#### Instructions for the task:
Check every line for the word "React" and state how many lines have it. Reply with the number alone.

-- start Extracted information --

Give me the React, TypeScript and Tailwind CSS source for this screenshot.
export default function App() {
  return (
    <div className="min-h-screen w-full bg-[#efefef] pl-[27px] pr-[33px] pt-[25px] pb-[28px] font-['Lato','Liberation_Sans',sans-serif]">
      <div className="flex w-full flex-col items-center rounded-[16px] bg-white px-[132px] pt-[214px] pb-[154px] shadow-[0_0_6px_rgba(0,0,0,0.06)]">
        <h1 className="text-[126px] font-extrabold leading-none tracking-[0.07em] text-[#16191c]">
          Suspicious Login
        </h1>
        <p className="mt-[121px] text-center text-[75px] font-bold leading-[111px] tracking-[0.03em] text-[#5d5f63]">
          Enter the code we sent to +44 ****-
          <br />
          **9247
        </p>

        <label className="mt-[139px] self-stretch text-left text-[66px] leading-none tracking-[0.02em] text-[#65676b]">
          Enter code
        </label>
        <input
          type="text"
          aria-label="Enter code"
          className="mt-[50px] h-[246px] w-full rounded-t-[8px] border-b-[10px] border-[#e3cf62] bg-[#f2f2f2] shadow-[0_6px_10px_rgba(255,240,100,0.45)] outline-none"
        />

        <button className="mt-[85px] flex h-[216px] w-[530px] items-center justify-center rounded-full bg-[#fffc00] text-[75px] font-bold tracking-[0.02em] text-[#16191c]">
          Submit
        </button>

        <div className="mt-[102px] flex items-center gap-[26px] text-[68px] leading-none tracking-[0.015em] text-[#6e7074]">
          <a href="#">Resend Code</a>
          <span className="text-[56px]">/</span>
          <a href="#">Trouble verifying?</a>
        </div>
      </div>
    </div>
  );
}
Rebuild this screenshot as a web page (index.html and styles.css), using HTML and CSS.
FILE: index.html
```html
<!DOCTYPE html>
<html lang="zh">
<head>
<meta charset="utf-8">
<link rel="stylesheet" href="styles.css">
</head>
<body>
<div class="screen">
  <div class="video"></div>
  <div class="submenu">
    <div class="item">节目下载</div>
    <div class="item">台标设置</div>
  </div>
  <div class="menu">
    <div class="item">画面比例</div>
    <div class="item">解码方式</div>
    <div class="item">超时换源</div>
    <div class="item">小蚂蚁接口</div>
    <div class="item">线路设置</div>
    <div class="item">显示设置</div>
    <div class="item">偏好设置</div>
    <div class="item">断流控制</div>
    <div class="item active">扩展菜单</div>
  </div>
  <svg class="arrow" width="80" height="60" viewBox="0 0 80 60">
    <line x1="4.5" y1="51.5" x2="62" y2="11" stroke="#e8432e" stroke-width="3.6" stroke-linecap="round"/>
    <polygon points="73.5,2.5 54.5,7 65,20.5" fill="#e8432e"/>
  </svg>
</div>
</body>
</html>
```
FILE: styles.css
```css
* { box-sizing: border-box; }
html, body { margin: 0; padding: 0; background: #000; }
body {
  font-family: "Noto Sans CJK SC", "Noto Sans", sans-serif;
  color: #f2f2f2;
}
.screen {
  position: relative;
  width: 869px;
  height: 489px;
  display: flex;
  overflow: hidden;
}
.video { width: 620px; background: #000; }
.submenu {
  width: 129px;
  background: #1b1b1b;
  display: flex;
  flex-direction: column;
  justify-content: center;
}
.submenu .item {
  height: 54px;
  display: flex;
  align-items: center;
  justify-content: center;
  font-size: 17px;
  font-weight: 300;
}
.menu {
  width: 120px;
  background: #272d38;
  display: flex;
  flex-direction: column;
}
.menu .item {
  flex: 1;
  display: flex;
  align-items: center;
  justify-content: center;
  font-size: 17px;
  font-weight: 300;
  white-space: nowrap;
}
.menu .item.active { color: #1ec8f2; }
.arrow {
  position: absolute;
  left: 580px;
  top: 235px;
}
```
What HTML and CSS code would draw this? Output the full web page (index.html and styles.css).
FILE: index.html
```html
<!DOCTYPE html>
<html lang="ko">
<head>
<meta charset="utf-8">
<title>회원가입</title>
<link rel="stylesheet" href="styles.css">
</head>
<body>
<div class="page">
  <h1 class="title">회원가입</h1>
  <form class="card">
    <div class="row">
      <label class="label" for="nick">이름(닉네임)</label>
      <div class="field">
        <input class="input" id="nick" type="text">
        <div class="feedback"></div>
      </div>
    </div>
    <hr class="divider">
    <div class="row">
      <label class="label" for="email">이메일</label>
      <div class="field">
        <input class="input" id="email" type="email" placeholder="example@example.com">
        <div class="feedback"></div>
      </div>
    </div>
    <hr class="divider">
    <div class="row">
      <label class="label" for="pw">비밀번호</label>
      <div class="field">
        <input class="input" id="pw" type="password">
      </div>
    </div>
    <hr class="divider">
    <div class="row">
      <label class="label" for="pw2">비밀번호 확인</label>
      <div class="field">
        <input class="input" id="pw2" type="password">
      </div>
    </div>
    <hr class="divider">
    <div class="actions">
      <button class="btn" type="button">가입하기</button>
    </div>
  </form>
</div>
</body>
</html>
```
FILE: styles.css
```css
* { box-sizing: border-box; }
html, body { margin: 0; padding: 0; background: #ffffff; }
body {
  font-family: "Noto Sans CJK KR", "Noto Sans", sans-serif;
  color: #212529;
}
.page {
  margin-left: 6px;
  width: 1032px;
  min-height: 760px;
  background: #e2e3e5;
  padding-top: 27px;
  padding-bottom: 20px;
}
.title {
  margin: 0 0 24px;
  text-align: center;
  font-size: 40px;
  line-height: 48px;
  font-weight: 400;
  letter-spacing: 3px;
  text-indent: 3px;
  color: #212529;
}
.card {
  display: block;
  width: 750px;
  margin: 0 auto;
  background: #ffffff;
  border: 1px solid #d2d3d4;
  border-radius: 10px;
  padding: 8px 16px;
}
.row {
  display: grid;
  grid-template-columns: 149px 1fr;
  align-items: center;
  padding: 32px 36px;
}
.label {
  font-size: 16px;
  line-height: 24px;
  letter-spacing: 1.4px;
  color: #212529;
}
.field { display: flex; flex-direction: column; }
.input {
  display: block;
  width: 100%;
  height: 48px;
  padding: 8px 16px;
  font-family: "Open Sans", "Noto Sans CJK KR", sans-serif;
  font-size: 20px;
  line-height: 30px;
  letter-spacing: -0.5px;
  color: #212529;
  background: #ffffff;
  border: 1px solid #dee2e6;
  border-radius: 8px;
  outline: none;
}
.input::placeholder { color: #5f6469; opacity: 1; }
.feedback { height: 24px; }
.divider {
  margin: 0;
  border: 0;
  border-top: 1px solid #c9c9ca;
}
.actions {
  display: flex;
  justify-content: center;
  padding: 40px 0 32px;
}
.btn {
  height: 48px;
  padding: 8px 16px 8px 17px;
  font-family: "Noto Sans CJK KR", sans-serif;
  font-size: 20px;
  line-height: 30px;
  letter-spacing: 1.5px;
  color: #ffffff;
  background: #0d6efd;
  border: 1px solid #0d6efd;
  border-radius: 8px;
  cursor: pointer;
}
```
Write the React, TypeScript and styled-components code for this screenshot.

-- end Extracted information --

#### Full solution:
2